##### Material
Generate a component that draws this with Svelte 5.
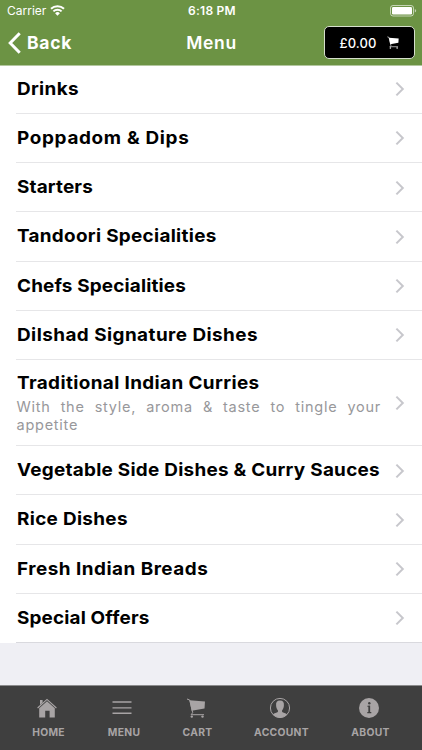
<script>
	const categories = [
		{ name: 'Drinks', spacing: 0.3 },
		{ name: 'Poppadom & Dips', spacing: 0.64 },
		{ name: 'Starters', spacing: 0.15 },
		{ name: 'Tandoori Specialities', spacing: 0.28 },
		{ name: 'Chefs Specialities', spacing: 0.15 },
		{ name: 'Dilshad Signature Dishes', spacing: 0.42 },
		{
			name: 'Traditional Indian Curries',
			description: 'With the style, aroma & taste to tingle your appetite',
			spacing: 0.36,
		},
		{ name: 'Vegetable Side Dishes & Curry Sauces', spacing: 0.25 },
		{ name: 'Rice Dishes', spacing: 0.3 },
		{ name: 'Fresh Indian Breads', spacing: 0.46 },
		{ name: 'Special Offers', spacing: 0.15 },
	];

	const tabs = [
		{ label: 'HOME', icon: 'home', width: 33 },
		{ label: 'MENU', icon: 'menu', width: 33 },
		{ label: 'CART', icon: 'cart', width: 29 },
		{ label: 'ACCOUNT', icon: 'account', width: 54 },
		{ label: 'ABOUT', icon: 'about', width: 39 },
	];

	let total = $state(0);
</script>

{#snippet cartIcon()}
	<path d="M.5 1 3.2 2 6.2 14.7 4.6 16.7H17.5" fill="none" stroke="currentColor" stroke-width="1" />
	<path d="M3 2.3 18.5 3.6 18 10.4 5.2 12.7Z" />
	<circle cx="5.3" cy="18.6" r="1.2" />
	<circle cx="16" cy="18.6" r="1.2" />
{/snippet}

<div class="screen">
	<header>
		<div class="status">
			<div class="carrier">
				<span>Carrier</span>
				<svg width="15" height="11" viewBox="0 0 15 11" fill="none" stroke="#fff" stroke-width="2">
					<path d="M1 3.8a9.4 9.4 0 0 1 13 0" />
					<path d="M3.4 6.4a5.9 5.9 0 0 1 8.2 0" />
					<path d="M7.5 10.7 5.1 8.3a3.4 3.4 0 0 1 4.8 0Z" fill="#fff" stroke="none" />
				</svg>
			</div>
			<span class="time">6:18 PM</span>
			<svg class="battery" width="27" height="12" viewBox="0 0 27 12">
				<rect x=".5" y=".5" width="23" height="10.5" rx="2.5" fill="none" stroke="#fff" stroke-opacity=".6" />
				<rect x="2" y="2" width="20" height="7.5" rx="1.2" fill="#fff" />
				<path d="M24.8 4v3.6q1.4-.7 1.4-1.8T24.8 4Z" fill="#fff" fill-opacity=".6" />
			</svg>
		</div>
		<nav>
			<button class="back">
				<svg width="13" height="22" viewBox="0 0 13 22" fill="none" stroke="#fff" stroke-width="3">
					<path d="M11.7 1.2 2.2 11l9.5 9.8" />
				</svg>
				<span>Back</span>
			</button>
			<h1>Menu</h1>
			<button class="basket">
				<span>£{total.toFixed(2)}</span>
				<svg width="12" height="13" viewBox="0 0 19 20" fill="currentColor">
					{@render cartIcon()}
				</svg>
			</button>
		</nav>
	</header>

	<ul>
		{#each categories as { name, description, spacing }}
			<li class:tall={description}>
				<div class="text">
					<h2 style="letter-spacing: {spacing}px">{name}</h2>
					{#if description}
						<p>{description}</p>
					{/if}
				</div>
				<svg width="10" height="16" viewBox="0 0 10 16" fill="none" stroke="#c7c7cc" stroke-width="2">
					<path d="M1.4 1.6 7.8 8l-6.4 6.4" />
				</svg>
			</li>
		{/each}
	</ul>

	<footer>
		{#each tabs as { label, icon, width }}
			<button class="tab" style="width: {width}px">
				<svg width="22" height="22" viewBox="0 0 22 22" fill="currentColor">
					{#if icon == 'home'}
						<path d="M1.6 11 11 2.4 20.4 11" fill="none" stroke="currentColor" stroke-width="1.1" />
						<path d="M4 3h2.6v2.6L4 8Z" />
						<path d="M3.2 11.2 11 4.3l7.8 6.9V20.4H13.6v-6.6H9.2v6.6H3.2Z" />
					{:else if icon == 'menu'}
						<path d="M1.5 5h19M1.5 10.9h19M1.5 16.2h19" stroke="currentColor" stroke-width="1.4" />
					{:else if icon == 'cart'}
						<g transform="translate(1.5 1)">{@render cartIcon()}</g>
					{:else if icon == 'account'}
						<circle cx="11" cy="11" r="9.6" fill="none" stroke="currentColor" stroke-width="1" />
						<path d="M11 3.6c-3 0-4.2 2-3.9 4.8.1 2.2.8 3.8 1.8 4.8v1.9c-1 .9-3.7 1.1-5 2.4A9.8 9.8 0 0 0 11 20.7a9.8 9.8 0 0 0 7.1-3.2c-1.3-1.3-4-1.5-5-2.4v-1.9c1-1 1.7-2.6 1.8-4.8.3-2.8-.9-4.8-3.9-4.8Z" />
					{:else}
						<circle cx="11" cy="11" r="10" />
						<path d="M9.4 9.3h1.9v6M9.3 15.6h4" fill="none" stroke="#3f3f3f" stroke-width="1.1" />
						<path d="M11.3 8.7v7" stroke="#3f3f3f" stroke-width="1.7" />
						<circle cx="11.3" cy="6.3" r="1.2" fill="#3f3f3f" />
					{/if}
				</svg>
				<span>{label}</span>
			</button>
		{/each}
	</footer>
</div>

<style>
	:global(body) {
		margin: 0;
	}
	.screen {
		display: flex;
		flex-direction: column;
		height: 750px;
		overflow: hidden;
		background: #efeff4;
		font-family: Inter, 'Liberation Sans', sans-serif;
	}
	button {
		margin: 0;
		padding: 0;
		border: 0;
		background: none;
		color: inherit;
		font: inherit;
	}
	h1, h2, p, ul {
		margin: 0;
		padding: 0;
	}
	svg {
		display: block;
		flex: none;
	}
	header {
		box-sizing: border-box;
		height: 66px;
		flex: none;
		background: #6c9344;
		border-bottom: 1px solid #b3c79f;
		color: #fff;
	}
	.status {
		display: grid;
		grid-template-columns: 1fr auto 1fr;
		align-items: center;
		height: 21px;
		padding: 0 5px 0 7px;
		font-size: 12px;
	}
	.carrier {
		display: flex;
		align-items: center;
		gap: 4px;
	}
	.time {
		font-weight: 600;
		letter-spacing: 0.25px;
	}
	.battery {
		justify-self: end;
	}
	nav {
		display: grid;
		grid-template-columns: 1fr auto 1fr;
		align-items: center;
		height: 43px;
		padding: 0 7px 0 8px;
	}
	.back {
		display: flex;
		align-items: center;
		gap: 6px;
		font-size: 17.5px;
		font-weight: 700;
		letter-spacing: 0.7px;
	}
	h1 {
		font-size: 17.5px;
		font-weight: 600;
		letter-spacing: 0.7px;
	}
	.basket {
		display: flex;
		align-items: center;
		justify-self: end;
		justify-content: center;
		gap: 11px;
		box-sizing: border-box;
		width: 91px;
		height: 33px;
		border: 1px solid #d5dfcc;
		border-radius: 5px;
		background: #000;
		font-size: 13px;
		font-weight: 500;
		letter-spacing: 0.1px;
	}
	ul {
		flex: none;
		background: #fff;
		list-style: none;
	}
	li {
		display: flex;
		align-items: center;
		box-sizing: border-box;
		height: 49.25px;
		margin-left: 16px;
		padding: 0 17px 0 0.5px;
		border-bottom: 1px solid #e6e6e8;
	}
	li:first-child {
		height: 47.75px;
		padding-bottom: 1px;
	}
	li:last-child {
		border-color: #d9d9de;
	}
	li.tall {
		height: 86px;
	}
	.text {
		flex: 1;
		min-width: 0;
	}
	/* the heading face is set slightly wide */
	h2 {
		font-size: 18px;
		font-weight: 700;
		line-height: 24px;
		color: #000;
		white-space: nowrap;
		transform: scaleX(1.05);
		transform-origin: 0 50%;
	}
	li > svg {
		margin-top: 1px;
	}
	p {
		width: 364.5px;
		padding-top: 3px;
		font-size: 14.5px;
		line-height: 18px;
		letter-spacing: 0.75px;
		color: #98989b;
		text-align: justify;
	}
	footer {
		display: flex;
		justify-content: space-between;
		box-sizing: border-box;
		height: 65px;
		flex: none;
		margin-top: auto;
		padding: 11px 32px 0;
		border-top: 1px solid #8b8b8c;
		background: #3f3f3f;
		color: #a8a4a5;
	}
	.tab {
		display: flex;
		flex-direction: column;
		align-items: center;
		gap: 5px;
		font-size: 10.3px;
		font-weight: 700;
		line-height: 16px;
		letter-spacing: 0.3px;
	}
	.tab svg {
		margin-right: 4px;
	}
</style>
##########
##### Material
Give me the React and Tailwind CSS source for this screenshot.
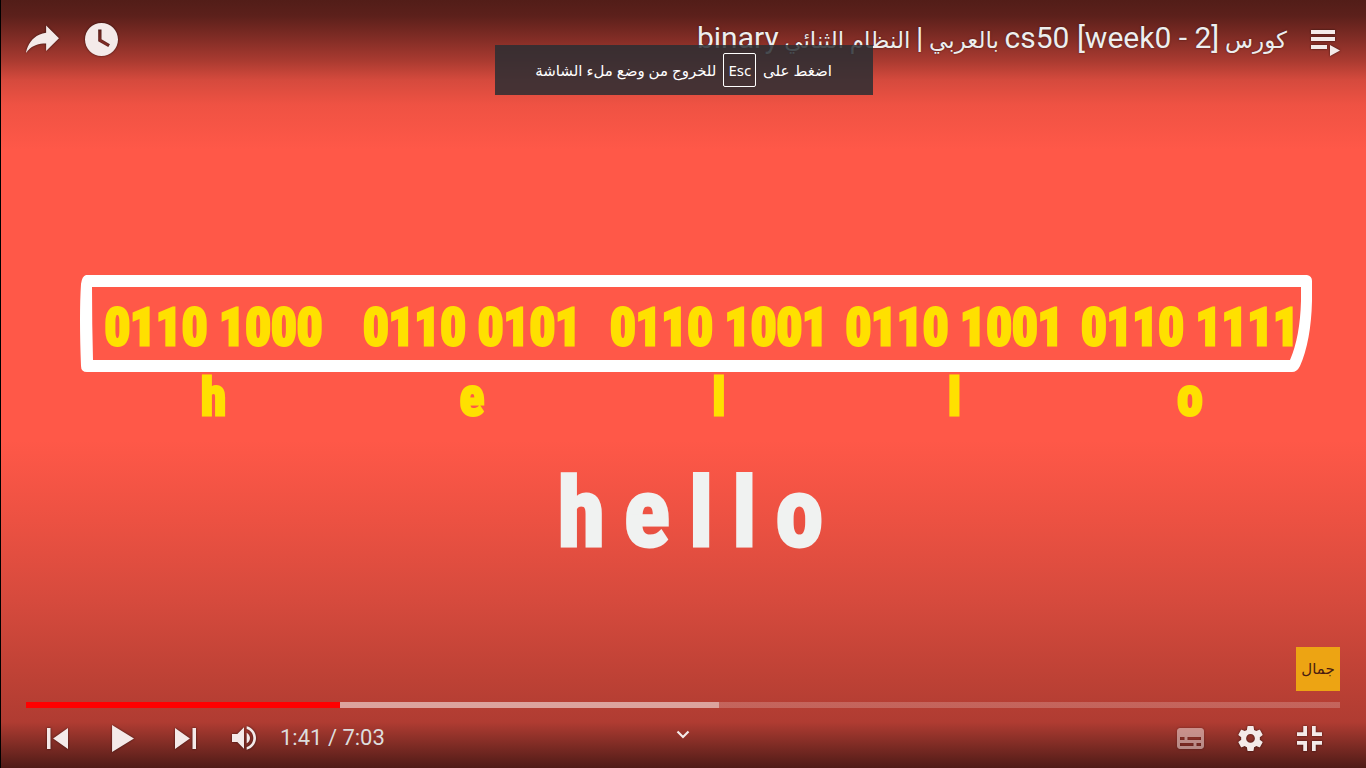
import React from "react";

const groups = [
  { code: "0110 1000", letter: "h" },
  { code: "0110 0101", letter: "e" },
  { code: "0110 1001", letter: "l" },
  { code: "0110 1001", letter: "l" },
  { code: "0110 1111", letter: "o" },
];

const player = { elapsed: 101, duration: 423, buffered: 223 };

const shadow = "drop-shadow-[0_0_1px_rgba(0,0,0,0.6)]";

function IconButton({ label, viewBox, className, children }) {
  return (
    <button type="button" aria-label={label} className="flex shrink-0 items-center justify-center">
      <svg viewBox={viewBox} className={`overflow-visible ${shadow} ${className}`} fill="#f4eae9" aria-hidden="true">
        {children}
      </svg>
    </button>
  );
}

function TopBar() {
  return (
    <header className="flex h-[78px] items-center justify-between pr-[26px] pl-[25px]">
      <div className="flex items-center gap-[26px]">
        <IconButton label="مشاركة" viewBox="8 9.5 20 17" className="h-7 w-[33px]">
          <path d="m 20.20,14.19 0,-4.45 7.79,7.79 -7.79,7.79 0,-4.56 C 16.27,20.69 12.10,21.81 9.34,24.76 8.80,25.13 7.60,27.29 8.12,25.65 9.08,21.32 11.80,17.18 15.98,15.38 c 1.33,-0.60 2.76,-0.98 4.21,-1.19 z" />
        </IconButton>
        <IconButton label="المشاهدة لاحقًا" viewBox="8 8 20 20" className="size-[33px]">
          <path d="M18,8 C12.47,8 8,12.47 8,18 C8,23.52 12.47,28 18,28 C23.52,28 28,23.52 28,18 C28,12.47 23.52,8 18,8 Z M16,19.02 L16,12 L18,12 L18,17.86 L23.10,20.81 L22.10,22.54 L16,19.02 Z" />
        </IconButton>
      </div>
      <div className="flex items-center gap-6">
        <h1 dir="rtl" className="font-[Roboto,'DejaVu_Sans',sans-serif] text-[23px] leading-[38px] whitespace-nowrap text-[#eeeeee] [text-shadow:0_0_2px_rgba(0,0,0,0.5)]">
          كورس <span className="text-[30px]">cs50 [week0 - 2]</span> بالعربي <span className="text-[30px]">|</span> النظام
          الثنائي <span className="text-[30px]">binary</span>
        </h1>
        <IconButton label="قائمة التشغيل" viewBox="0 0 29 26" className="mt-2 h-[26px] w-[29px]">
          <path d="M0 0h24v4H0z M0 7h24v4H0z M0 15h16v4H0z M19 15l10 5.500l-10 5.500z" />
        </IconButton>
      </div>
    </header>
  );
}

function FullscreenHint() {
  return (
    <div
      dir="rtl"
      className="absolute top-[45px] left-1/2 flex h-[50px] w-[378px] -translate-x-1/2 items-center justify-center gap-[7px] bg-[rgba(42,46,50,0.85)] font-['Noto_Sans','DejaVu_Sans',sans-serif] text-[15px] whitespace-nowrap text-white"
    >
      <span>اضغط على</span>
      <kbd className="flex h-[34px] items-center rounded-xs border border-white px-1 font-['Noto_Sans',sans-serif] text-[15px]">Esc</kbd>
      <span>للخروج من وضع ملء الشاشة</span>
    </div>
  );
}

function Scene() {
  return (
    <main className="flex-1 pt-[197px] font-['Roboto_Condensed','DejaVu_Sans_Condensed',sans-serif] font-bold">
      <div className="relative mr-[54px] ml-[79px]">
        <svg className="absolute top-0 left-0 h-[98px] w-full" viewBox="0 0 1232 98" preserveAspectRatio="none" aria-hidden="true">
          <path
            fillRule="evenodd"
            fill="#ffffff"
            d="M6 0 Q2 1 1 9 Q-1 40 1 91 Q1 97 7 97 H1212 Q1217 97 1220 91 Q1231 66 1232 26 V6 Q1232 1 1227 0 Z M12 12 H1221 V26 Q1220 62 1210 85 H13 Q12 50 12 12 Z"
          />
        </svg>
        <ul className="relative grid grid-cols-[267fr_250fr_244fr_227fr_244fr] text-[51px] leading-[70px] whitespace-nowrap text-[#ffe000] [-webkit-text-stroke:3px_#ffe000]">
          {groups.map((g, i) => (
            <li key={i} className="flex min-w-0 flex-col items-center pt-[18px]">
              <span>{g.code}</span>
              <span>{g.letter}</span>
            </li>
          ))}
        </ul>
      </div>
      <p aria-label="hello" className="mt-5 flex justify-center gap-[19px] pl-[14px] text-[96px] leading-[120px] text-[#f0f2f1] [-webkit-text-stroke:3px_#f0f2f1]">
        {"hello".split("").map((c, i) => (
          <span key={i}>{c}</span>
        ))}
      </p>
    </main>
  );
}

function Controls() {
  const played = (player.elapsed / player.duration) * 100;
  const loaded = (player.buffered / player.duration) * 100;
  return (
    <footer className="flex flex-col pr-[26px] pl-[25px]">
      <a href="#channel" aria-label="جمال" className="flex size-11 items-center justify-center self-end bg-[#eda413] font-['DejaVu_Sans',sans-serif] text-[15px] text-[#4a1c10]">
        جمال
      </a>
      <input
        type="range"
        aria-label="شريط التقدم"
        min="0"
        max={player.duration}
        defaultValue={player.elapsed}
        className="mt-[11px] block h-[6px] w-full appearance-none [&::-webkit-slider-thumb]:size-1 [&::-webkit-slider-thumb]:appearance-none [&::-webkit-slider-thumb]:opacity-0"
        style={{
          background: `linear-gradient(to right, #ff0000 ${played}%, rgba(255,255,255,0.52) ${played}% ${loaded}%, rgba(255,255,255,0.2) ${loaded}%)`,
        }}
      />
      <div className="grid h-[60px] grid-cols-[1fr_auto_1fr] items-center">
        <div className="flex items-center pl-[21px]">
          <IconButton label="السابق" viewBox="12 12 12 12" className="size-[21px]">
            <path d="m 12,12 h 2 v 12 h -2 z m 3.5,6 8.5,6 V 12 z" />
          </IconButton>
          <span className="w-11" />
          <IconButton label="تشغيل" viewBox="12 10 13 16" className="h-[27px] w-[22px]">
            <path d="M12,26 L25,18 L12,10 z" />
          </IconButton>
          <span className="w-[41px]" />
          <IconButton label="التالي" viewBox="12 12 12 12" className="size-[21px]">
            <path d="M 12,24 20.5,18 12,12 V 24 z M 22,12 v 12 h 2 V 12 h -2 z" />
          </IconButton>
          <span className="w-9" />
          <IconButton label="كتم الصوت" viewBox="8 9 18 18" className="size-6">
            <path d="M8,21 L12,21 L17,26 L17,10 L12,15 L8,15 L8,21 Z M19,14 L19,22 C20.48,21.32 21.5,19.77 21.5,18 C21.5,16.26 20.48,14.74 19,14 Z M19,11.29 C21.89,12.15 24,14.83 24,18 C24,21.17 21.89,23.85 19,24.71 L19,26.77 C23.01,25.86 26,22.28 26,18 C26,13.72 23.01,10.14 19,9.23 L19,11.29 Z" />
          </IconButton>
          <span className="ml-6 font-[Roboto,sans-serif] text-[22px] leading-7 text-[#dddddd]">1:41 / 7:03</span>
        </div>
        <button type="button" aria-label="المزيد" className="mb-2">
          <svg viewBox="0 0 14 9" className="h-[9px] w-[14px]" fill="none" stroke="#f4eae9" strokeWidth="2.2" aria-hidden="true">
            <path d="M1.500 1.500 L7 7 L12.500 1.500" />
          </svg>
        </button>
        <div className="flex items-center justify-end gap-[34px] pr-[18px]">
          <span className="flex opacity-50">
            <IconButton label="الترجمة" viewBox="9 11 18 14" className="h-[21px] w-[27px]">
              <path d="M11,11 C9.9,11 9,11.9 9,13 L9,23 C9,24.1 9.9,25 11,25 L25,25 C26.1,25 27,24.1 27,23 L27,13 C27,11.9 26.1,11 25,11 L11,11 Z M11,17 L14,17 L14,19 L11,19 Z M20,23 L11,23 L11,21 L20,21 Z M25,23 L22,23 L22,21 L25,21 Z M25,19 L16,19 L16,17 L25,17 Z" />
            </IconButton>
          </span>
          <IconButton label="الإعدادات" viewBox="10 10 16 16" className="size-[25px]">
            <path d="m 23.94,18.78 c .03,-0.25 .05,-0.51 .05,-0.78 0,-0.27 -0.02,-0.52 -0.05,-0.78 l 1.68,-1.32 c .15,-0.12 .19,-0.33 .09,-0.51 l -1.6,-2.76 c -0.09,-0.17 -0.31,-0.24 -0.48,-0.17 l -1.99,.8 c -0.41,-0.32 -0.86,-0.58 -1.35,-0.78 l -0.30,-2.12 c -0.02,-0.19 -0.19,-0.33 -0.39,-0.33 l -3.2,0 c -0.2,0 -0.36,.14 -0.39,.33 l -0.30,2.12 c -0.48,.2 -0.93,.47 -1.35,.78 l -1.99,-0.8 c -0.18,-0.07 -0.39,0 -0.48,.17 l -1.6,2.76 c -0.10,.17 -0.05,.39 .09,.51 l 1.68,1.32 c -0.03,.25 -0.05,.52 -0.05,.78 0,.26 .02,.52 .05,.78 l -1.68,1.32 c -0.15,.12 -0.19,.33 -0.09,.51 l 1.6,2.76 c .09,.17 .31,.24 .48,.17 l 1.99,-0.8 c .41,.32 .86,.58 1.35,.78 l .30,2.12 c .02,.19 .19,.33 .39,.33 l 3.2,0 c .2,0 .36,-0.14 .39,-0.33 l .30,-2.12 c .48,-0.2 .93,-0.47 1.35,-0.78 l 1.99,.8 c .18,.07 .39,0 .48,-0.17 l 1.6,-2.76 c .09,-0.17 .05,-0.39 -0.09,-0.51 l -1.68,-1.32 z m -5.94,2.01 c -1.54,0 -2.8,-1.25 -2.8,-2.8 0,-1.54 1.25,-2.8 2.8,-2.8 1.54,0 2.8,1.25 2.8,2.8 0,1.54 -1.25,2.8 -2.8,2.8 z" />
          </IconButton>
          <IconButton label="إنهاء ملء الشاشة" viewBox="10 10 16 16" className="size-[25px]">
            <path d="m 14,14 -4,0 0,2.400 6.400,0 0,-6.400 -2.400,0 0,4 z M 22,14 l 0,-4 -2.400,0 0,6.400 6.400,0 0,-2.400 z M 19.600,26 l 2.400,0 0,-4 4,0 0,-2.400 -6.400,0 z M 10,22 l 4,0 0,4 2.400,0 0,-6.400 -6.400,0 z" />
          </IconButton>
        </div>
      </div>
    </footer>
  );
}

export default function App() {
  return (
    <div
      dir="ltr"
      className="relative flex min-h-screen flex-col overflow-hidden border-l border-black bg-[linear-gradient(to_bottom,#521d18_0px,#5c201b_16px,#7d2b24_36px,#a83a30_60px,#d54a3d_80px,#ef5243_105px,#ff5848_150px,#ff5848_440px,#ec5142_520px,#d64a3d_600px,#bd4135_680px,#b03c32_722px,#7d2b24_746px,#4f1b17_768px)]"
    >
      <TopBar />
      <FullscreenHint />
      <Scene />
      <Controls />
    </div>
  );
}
##########
● **Exercise prompt**
All lines above containing the string "this" are to be collected.

● **The response**
Generate a component that draws this with Svelte 5.
Give me the React and Tailwind CSS source for this screenshot.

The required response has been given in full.